* Start *

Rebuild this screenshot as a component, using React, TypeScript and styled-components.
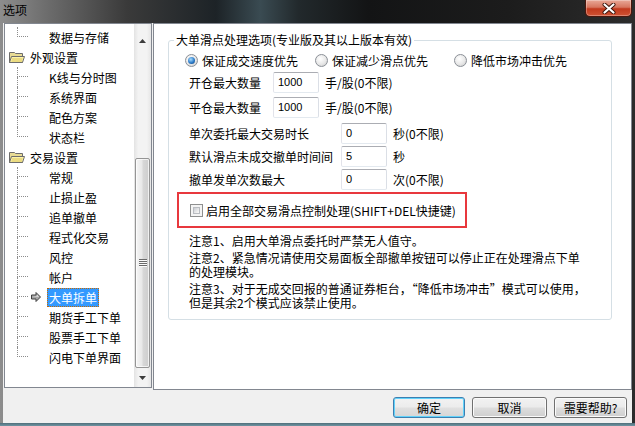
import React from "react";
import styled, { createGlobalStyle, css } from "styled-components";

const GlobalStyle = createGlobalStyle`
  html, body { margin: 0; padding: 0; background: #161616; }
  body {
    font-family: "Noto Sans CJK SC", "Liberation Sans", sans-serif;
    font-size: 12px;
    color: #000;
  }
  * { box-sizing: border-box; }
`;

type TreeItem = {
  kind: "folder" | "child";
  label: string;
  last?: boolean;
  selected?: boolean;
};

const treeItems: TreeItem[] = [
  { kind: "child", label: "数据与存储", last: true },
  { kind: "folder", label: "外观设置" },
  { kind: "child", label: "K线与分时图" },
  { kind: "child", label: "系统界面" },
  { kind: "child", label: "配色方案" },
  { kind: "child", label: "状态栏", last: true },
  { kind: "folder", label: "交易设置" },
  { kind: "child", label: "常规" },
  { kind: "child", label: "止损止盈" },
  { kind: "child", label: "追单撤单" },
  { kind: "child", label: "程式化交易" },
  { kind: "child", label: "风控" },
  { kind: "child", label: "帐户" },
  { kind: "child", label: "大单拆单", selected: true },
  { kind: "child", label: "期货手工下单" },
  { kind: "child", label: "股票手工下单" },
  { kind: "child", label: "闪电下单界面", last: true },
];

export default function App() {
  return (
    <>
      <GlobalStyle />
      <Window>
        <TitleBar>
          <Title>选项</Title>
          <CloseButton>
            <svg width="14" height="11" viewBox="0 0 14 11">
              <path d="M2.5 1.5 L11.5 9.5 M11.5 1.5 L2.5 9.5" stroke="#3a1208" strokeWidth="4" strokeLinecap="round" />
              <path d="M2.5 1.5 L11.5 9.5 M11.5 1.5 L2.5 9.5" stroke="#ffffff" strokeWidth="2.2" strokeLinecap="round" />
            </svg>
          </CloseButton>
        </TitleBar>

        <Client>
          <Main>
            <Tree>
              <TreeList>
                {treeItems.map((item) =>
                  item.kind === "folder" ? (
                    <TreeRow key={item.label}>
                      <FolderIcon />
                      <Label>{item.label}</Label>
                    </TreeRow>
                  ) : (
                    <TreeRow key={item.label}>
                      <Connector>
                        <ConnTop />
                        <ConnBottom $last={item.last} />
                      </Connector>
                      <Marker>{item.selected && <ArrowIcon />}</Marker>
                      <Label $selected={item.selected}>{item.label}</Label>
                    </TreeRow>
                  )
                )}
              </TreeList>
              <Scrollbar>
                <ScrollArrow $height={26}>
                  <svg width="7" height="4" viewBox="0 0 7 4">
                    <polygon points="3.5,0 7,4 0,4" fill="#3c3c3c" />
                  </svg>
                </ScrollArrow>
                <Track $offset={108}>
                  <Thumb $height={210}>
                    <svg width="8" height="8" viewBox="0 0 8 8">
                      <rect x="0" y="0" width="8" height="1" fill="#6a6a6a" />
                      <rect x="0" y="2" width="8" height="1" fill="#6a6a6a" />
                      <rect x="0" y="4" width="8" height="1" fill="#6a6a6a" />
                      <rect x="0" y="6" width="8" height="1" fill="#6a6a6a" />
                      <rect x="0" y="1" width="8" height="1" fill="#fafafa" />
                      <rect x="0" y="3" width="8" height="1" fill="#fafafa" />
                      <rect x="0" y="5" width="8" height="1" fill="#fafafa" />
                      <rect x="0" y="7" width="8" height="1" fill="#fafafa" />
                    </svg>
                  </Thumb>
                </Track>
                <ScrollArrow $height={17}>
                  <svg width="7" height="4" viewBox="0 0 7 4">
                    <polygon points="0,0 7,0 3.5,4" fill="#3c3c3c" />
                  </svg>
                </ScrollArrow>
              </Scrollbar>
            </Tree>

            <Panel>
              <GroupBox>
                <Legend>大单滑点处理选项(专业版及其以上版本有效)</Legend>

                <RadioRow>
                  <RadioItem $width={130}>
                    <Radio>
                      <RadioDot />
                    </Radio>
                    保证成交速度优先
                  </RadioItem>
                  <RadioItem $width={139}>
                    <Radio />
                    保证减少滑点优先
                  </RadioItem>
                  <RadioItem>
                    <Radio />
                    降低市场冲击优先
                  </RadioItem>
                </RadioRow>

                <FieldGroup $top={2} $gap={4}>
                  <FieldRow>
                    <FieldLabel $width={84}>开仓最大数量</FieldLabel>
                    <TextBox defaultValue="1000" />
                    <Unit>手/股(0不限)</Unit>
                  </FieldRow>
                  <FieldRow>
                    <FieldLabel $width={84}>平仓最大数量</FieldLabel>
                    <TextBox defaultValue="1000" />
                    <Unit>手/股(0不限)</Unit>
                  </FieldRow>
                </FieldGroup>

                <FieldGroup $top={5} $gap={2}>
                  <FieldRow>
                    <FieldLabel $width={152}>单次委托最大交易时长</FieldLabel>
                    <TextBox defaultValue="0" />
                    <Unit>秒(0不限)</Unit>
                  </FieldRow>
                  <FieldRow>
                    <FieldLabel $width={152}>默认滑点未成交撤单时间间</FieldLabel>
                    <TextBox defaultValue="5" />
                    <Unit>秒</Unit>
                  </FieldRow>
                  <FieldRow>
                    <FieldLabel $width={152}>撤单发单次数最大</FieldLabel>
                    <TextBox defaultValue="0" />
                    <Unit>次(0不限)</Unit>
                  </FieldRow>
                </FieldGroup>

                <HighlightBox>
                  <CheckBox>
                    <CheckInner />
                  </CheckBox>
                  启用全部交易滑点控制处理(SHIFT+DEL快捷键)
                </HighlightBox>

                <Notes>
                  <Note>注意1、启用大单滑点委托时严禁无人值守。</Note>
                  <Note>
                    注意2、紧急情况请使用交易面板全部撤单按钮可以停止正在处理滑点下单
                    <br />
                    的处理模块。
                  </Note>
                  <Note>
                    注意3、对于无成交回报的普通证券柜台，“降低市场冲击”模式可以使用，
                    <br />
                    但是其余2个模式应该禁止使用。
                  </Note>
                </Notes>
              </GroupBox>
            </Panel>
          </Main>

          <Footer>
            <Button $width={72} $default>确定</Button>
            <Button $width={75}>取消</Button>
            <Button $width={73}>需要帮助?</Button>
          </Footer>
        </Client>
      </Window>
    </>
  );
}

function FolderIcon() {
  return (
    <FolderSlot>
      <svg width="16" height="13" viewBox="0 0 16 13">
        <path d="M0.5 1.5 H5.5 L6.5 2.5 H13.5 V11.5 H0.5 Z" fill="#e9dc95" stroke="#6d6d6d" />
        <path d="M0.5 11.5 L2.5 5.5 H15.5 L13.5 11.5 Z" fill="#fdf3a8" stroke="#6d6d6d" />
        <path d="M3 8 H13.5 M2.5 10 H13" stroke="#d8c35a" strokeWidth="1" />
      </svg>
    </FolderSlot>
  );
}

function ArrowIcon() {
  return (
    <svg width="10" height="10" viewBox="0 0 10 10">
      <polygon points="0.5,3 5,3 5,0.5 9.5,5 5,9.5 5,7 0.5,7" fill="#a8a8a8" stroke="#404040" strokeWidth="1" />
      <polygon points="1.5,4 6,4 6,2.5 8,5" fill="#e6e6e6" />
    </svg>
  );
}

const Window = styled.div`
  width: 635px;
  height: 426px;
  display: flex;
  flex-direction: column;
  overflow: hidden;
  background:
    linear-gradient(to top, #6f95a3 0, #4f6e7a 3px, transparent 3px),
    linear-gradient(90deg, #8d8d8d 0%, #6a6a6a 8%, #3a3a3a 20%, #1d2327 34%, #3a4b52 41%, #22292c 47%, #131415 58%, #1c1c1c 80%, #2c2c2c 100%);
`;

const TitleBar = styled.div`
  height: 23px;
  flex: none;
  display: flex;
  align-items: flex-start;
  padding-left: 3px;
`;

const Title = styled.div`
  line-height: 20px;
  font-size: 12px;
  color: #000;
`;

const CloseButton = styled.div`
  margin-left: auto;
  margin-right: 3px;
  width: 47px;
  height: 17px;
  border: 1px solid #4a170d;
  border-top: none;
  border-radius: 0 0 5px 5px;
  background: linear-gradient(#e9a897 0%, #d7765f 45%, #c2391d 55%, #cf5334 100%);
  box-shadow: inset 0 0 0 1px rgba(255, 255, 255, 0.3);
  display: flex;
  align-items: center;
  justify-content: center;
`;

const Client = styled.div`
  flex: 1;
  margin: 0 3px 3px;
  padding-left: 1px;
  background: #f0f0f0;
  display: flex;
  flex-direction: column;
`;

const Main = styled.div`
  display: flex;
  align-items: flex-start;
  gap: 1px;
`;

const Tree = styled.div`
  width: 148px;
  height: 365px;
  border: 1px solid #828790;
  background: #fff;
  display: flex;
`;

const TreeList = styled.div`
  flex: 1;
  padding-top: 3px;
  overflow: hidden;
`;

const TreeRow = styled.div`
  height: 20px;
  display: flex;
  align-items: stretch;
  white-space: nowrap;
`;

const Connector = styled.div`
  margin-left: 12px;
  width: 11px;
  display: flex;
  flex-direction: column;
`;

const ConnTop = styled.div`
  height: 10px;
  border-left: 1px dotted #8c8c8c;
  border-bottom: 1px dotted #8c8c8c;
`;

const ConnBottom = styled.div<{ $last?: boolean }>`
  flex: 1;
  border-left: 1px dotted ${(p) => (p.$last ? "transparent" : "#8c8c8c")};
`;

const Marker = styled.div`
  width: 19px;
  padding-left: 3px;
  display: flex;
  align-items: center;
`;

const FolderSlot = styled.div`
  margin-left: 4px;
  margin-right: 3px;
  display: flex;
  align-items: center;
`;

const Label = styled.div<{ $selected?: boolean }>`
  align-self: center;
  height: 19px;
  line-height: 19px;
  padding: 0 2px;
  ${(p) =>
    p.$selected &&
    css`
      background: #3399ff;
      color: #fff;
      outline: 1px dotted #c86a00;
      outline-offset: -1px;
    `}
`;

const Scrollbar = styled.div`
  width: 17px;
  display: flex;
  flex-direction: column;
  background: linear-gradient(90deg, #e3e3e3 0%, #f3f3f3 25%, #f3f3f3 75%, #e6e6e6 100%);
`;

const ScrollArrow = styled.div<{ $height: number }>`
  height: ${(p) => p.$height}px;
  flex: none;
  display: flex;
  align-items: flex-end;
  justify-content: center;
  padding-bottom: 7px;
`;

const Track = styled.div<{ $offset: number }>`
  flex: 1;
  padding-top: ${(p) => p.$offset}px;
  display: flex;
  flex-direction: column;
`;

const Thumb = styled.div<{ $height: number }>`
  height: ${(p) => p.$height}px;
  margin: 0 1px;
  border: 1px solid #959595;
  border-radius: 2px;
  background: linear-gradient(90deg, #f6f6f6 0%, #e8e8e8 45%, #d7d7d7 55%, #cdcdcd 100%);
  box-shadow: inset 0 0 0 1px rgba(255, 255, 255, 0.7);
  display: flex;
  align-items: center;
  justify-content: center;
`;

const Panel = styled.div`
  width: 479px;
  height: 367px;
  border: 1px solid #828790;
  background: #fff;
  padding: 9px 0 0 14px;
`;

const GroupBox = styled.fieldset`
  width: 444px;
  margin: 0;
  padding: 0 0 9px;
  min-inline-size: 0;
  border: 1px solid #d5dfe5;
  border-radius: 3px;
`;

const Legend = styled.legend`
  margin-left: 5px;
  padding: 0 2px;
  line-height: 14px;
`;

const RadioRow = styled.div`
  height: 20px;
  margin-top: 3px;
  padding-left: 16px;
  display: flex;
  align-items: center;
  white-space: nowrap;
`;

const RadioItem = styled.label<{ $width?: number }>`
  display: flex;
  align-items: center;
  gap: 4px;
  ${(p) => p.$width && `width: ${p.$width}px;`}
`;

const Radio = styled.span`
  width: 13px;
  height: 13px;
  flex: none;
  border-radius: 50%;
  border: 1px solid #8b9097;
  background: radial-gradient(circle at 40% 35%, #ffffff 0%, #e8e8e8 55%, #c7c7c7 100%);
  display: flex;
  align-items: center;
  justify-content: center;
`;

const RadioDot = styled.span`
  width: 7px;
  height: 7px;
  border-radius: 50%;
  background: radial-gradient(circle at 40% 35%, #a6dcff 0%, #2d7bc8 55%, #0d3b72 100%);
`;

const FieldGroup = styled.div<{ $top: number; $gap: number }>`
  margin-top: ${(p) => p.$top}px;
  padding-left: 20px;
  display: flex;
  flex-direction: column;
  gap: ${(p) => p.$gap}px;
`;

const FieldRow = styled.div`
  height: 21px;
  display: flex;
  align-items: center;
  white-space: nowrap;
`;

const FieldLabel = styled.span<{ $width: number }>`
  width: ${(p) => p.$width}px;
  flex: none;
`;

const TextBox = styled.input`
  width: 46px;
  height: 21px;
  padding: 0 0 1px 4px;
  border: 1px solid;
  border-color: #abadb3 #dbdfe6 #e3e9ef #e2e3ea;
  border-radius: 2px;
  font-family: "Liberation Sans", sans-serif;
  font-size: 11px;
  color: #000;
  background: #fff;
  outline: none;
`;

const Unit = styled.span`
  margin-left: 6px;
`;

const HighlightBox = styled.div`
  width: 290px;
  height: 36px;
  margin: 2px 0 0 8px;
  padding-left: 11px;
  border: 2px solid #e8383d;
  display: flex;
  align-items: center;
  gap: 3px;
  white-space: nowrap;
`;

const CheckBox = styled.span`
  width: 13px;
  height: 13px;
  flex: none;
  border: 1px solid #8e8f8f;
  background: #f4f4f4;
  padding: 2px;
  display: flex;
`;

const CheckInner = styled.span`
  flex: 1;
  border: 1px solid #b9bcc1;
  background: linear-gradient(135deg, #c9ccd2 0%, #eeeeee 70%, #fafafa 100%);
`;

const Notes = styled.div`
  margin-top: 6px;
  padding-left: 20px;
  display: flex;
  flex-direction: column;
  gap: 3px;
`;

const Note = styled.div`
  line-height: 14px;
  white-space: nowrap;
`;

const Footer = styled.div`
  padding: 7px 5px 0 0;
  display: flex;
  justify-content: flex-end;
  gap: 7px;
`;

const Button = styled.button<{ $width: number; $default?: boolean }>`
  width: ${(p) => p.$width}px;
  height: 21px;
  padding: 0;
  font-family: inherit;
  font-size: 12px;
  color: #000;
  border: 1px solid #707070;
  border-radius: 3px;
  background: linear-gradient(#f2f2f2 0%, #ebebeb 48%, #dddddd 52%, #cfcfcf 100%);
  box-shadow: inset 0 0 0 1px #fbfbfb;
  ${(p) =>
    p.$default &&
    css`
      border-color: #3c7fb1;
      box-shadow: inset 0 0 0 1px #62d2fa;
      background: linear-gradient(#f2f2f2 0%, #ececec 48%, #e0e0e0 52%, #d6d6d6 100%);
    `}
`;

* End *

# Directions for this task:
Tally every line of the listing that holds the string "components", then give the number by itself.

# Exercise response:
2